14. In Ravi S. Naik v. Union of India, AIR 1994 SC 1558 the Hon'ble Apex Court has placed reliance on the observations made in Malloch v. Aberddeen Corporation, (1971)2 All FR 1278 wherein it has been observed as under:
'A breach of procedure, whether called a failure of natural justice or an essential administrative fault, cannot give him a remedy in the courts, unless behind it there is something of substance which has been lost by the failure. The Court does not act in vain.'
15. Under these circumstances I find no merit in the instant writ petition. The petition being devoid of any merit, is hereby dismissed.
16. Writ Petition No. 3904 of 1982 has been filed only for the claim of back wages which the petitioner was entitled under the order date 7-3-31 passed by this Court as the petitioner's earlier termination order dated 27-2-79 had been quashed by this Court by its judgment and order dated 7th March, 1981. The petitioner states that he had been paid the entire amount as directed by this Court and thus the writ petition stand dismissed as having become in fructuous.
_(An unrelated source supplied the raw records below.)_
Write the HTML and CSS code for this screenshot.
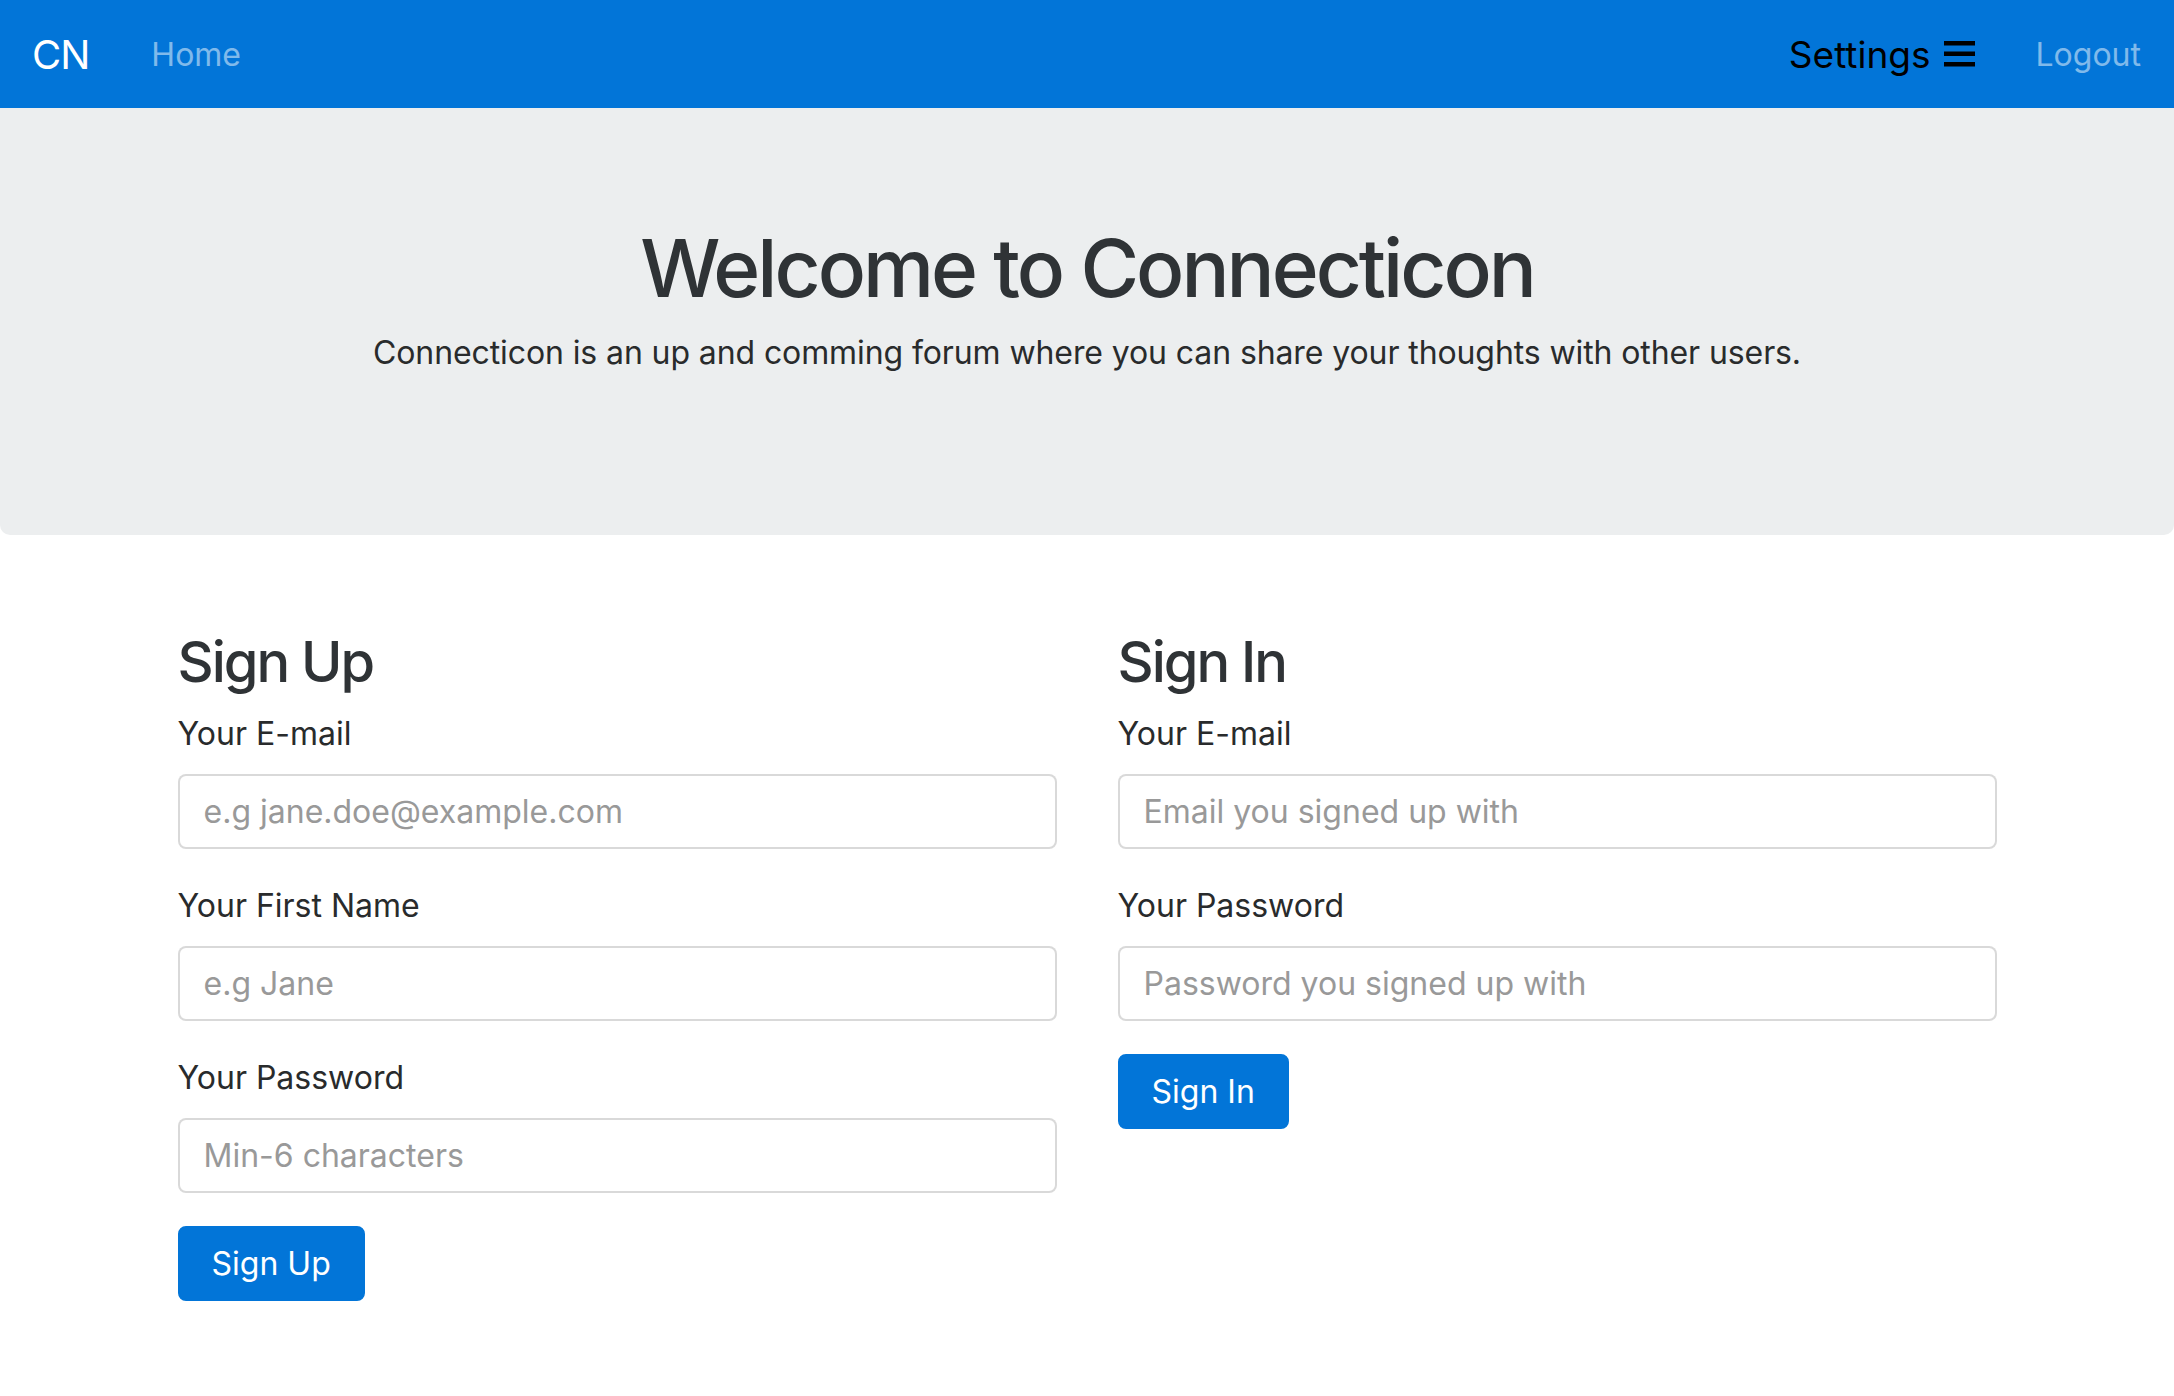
FILE: index.html
```html
<!DOCTYPE html>
<html lang="en">
<head>
<meta charset="utf-8">
<title>Connecticon</title>
<link rel="stylesheet" href="styles.css">
</head>
<body>
<nav class="navbar">
  <a class="brand" href="#">CN</a>
  <a class="nav-link" href="#">Home</a>
  <div class="nav-right">
    <a class="settings" href="#">Settings
      <svg class="bars" width="31" height="26" viewBox="0 0 31 26" aria-hidden="true">
        <rect x="0" y="0" width="31" height="4.5" fill="#000"/>
        <rect x="0" y="10.5" width="31" height="4.5" fill="#000"/>
        <rect x="0" y="21" width="31" height="4.5" fill="#000"/>
      </svg>
    </a>
    <a class="nav-link logout" href="#">Logout</a>
  </div>
</nav>

<header class="jumbotron">
  <h1 class="jumbo-title">Welcome to Connecticon</h1>
  <p class="jumbo-text">Connecticon is an up and comming forum where you can share your thoughts with other users.</p>
</header>

<main class="container">
  <section class="col">
    <h3 class="col-title">Sign Up</h3>
    <form class="form">
      <div class="form-group">
        <label class="label">Your E-mail</label>
        <input class="input" type="email" placeholder="e.g jane.doe@example.com">
      </div>
      <div class="form-group">
        <label class="label">Your First Name</label>
        <input class="input" type="text" placeholder="e.g Jane">
      </div>
      <div class="form-group">
        <label class="label">Your Password</label>
        <input class="input" type="password" placeholder="Min-6 characters">
      </div>
      <button class="btn" type="button">Sign Up</button>
    </form>
  </section>
  <section class="col">
    <h3 class="col-title">Sign In</h3>
    <form class="form">
      <div class="form-group">
        <label class="label">Your E-mail</label>
        <input class="input" type="email" placeholder="Email you signed up with">
      </div>
      <div class="form-group">
        <label class="label">Your Password</label>
        <input class="input" type="password" placeholder="Password you signed up with">
      </div>
      <button class="btn" type="button">Sign In</button>
    </form>
  </section>
</main>
</body>
</html>
```
FILE: styles.css
```css
* { box-sizing: border-box; }
html, body {
  margin: 0;
  padding: 0;
  background: #fff;
}
body {
  font-family: "Inter", "Noto Sans", "Liberation Sans", sans-serif;
  font-size: 32px;
  line-height: 1.5;
  color: #292b2c;
}
a { text-decoration: none; }

.navbar {
  height: 108px;
  background: #0275d8;
  display: flex;
  align-items: center;
  padding: 2px 33px 0 32px;
}
.brand {
  color: #fff;
  font-size: 40px;
  line-height: 1;
  margin-right: 62px;
  letter-spacing: -1px;
}
.nav-link {
  color: rgba(255, 255, 255, 0.5);
  line-height: 1;
}
.nav-right {
  margin-left: auto;
  display: flex;
  align-items: center;
}
.settings {
  color: #000;
  display: flex;
  align-items: center;
  font-size: 37px;
  line-height: 1;
  margin-top: -2px;
}
.bars {
  margin-left: 13px;
  display: block;
}
.logout {
  margin-left: 61px;
}

.jumbotron {
  background: #eceeef;
  border-radius: 0 0 10px 10px;
  text-align: center;
  padding: 112px 32px 158px;
}
.jumbo-title {
  font-size: 80px;
  font-weight: 500;
  line-height: 1.2;
  letter-spacing: -3px;
  margin: 0 0 13px;
  color: #2f3336;
}
.jumbo-text {
  margin: 0;
  line-height: 48px;
  letter-spacing: -0.1px;
}

.container {
  width: 1819px;
  margin: 0 auto;
  padding-top: 94px;
  display: grid;
  grid-template-columns: 1fr 1fr;
  column-gap: 61px;
  align-items: start;
}
.col-title {
  font-size: 56px;
  font-weight: 500;
  line-height: 1.2;
  letter-spacing: -2px;
  margin: 0 0 14px;
  color: #2f3336;
}
.form { margin: 0; }
.form-group { margin-bottom: 33px; }
.label {
  display: block;
  line-height: 48px;
  margin-bottom: 16px;
}
.input {
  display: block;
  width: 100%;
  height: 75px;
  padding: 0 24px;
  font-family: inherit;
  font-size: 32px;
  color: #464a4c;
  background: #fff;
  border: 2px solid rgba(0, 0, 0, 0.15);
  border-radius: 8px;
  outline: none;
}
.input::placeholder { color: #999; opacity: 1; }

.btn {
  display: inline-block;
  height: 75px;
  padding: 0 32px;
  font-family: inherit;
  font-size: 32px;
  line-height: 1;
  color: #fff;
  background: #0275d8;
  border: 2px solid #0275d8;
  border-radius: 8px;
  cursor: pointer;
}
```
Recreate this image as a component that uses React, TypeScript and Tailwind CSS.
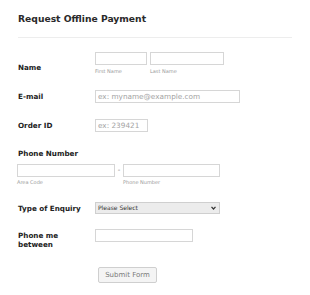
import { ReactNode } from 'react';

const font = { fontFamily: '"DejaVu Sans", Verdana, sans-serif' };

function Row({ label, height, labelPad, children }: { label: ReactNode; height: string; labelPad: string; children: ReactNode }) {
  return (
    <div className={`flex ${height}`}>
      <div className={`w-[77px] shrink-0 pr-[6px] text-[7.2px] font-bold leading-[9px] text-[#222] ${labelPad}`}>{label}</div>
      <div>{children}</div>
    </div>
  );
}

function Field({ width, placeholder }: { width: string; placeholder?: string }) {
  return (
    <input
      className={`block ${width} h-[13px] border border-[#d6d6d6] bg-white px-[2px] text-[7.3px] leading-[11px] text-[#333] placeholder:text-[#a3a3a3] outline-none`}
      placeholder={placeholder}
      style={font}
    />
  );
}

export default function App() {
  return (
    <div className="w-[310px] h-[295px] bg-white pl-[18px] pt-[13px] overflow-hidden" style={font}>
      <h1 className="text-[9.2px] font-bold leading-[11px] text-[#2a2a2a]">Request Offline Payment</h1>
      <div className="mt-[13px] h-px w-[274px] bg-[#ededed]" />

      <div className="mt-[14px]">
        <Row label="Name" height="h-[38px]" labelPad="pt-[11px]">
          <div className="flex gap-[3px]">
            <div>
              <Field width="w-[52px]" />
              <div className="mt-[3px] text-[5px] leading-[6px] text-[#9a9a9a]">First Name</div>
            </div>
            <div>
              <Field width="w-[74px]" />
              <div className="mt-[3px] text-[5px] leading-[6px] text-[#9a9a9a]">Last Name</div>
            </div>
          </div>
        </Row>

        <Row label="E-mail" height="h-[29px]" labelPad="pt-[2px]">
          <Field width="w-[145px]" placeholder="ex: myname@example.com" />
        </Row>

        <Row label="Order ID" height="h-[30px]" labelPad="pt-[2px]">
          <Field width="w-[53px]" placeholder="ex: 239421" />
        </Row>

        <div className="h-[15px] text-[7.2px] font-bold leading-[9px] text-[#222]">Phone Number</div>

        <div className="h-[38px] -ml-px">
          <div className="flex items-start">
            <div>
              <Field width="w-[98px]" />
              <div className="mt-[2px] text-[5px] leading-[6px] text-[#9a9a9a]">Area Code</div>
            </div>
            <div className="w-[8px] text-center text-[7px] leading-[13px] text-[#777]">-</div>
            <div>
              <Field width="w-[97px]" />
              <div className="mt-[2px] text-[5px] leading-[6px] text-[#9a9a9a]">Phone Number</div>
            </div>
          </div>
        </div>

        <Row label="Type of Enquiry" height="h-[27px]" labelPad="pt-[2px]">
          <div className="relative w-[125px] h-[12px]">
            <select
              className="block w-full h-full appearance-none border border-[#cfcfcf] bg-[#ececec] pl-[2px] text-[6px] leading-[10px] text-[#333] outline-none"
              style={font}
              defaultValue=""
            >
              <option value="">Please Select</option>
            </select>
            <svg className="absolute right-[4px] top-[4px] pointer-events-none" width="5" height="4" viewBox="0 0 5 4">
              <path d="M0.5 0.8 L2.5 3 L4.5 0.8" fill="none" stroke="#333" strokeWidth="1.2" />
            </svg>
          </div>
        </Row>

        <Row label="Phone me between" height="h-[38px]" labelPad="pt-[2px]">
          <Field width="w-[98px]" />
        </Row>

        <button
          className="block ml-[80px] w-[59px] h-[16px] rounded-[2px] border border-[#cfcfcf] bg-[#f4f4f4] text-[7px] leading-[14px] text-[#7a7a7a]"
          style={font}
        >
          Submit Form
        </button>
      </div>
    </div>
  );
}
17. The petitioner, however, states that as the termination order dated 4th September, 1982 provides for one month pay to the petitioner, the said amount has not yet been paid to him. If it is so the respondents are directed to pay the said amount with 24% interest within a period of two months from the date of production of a certified copy of this order before the learned District Judge, Etah.
18. However, no order as to costs.
19. A certified copy of this order shall be supplied to the petitioner on payment of usual charges within three days.